# Start of Given information
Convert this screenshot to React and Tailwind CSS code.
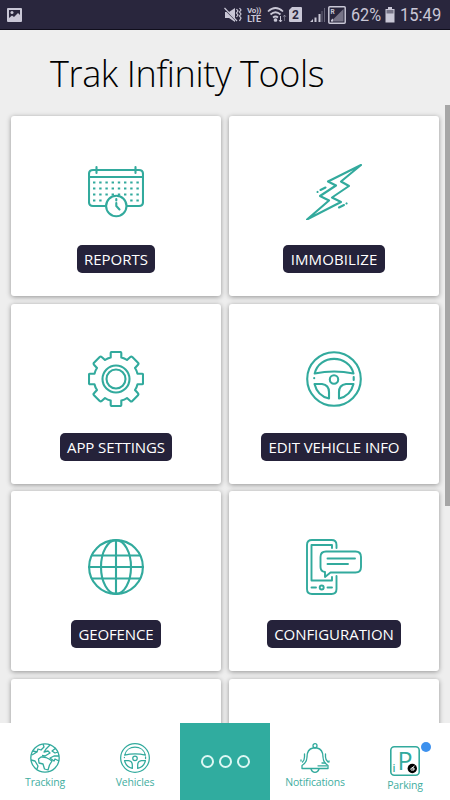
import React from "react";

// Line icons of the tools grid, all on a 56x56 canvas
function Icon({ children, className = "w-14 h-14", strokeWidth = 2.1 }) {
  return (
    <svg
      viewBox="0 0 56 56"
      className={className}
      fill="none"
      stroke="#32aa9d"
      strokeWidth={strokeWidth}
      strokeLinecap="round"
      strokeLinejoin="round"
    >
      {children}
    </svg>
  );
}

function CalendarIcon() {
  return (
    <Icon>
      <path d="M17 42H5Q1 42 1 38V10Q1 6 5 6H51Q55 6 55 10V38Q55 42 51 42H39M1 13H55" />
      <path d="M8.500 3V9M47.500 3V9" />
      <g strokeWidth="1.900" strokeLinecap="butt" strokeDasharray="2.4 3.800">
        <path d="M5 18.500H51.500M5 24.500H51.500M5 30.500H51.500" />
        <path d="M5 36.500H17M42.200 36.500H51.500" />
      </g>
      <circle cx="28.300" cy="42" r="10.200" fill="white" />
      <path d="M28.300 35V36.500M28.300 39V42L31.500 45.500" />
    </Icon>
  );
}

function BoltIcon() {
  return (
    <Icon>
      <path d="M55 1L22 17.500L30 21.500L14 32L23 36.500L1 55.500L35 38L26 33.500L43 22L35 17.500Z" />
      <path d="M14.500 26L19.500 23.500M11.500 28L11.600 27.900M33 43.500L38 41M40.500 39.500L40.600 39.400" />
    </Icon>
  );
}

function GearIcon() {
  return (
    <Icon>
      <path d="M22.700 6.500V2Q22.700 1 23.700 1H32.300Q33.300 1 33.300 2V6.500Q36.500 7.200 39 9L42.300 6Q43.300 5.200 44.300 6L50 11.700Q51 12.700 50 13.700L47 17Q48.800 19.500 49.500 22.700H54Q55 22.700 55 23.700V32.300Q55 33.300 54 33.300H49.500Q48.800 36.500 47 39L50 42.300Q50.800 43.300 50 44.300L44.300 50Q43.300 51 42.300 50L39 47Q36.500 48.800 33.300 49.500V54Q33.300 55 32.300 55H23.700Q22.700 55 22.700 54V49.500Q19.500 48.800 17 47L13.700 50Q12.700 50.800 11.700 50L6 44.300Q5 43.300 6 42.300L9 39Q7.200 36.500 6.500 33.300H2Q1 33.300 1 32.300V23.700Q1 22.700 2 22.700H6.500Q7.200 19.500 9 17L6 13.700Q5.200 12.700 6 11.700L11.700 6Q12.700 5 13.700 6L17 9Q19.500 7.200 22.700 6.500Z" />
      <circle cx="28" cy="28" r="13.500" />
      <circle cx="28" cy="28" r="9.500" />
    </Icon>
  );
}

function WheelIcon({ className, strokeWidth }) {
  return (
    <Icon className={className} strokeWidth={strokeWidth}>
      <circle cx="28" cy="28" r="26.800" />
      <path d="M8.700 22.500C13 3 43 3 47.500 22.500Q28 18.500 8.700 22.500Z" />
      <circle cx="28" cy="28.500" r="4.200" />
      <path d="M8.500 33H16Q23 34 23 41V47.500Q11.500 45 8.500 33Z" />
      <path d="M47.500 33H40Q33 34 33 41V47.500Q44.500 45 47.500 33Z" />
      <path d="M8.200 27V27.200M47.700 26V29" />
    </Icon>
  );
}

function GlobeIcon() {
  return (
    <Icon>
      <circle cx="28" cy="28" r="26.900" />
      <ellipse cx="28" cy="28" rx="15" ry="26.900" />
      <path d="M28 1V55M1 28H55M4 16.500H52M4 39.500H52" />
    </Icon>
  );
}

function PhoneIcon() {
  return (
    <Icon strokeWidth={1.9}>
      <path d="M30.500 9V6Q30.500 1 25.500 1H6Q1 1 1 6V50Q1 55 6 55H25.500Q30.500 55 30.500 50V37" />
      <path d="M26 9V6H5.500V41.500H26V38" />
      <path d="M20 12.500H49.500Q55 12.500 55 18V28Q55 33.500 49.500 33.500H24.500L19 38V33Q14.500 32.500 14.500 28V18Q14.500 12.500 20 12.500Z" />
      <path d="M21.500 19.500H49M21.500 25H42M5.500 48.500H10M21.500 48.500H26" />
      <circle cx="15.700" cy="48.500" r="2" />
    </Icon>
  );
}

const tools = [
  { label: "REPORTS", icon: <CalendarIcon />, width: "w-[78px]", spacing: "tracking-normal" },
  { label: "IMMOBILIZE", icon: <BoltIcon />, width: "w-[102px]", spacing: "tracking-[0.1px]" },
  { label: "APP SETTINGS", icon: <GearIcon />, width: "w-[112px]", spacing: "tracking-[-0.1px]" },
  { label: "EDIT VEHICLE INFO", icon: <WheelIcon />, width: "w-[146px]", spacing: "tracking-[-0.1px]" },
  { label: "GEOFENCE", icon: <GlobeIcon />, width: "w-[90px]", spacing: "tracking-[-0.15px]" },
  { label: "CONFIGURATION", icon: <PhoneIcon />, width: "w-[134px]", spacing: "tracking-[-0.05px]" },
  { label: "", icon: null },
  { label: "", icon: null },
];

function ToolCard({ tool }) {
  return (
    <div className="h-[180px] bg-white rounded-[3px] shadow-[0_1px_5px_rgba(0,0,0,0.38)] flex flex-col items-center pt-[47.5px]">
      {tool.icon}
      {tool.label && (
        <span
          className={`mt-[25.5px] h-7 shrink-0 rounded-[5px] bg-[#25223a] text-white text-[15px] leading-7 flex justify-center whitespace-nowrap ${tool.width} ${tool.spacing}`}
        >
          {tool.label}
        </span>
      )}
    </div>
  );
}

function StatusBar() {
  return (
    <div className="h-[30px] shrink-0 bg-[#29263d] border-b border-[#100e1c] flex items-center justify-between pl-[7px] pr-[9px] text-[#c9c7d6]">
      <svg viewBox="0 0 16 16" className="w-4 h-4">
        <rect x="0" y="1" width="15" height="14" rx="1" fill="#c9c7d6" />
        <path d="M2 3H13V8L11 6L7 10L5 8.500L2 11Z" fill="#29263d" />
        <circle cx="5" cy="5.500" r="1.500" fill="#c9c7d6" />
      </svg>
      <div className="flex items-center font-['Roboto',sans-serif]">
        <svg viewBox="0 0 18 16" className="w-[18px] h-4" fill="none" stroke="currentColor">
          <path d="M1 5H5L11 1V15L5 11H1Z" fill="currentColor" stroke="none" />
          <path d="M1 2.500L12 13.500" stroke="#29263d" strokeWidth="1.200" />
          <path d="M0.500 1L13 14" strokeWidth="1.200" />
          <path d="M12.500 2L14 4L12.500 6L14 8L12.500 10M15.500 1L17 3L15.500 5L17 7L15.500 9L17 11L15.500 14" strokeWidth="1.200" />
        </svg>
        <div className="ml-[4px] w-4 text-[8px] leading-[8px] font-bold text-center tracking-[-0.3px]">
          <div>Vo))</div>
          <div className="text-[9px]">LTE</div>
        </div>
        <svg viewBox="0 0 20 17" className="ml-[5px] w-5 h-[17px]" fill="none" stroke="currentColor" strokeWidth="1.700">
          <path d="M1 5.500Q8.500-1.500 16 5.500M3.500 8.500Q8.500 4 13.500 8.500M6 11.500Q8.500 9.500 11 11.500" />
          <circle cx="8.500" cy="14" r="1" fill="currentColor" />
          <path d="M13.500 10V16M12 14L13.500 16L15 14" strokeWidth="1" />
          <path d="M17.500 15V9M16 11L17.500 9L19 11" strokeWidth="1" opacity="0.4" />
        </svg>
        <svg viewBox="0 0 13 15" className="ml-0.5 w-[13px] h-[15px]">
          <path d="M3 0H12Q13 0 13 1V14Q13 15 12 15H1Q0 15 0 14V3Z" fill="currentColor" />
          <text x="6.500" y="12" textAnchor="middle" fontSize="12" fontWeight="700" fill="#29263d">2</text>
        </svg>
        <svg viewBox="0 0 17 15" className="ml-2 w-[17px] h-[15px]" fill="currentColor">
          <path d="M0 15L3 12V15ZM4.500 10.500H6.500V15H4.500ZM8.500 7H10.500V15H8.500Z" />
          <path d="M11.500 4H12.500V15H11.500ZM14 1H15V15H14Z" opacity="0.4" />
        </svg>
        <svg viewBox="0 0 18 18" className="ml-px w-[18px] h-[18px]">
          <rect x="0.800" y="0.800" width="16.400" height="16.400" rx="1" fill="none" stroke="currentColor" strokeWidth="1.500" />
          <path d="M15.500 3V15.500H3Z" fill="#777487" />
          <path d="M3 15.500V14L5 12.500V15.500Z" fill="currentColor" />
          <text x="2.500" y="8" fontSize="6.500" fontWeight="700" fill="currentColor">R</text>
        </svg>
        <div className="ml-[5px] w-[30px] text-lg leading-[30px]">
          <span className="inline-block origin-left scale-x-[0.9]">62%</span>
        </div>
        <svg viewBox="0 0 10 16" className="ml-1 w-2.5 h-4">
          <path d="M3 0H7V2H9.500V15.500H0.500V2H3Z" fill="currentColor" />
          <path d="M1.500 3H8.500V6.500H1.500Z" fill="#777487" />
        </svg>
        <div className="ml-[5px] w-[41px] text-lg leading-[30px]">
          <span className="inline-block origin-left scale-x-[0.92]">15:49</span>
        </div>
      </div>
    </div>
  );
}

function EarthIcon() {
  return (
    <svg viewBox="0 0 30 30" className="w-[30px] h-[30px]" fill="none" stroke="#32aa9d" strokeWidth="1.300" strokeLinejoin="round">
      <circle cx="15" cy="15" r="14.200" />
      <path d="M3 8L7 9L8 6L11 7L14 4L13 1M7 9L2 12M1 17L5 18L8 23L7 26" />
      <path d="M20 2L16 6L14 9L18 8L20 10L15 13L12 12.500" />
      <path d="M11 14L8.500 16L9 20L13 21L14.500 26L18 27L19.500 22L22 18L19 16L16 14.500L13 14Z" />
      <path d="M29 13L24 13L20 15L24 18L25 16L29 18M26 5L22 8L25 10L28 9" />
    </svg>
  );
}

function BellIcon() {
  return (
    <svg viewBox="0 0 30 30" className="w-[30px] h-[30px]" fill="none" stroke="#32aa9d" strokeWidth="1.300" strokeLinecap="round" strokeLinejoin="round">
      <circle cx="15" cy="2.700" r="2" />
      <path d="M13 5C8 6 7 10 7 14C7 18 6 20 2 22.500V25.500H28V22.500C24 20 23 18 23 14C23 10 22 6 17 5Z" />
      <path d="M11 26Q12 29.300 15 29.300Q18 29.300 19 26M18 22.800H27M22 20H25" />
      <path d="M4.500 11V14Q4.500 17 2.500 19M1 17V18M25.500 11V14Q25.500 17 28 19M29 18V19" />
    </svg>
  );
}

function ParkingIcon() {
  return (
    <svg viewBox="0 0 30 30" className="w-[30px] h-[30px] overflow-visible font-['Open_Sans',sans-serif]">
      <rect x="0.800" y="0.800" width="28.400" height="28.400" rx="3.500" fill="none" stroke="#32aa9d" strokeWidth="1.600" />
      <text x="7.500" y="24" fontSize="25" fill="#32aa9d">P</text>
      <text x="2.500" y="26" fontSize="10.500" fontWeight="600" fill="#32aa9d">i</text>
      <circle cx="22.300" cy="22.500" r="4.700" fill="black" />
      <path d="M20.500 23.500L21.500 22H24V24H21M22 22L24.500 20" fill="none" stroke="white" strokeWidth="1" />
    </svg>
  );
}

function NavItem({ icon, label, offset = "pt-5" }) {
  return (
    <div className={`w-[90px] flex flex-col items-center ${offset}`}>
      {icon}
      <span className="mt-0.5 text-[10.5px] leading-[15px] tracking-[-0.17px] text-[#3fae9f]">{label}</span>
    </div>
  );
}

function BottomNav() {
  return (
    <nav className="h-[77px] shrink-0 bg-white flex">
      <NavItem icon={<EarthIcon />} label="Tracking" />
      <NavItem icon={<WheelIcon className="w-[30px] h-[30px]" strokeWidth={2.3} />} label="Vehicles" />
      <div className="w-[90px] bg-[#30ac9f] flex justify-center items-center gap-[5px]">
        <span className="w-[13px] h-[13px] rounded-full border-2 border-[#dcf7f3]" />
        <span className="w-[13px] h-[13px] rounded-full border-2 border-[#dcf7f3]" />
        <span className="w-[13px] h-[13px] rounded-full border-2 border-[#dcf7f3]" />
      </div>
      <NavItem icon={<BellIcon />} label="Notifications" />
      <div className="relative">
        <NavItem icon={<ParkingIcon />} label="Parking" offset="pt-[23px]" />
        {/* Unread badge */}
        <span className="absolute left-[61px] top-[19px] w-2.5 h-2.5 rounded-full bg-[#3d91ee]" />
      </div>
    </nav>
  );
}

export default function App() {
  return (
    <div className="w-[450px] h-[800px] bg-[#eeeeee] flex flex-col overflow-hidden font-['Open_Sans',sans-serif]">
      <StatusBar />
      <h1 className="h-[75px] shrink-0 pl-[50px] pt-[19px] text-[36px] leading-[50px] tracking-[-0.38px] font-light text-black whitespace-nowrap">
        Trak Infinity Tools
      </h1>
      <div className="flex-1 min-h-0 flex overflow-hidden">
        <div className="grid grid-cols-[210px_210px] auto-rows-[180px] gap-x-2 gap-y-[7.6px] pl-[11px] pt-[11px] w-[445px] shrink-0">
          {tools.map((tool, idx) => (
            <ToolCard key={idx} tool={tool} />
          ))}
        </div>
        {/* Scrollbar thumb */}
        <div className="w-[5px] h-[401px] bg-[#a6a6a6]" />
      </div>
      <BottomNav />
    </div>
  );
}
# End of Given information
Everything from the first line of the listing above through the line that contains "import React from" is to be restated word for word, minus the pictures.

■ Result of this exercise
Convert this screenshot to React and Tailwind CSS code.
import React from "react";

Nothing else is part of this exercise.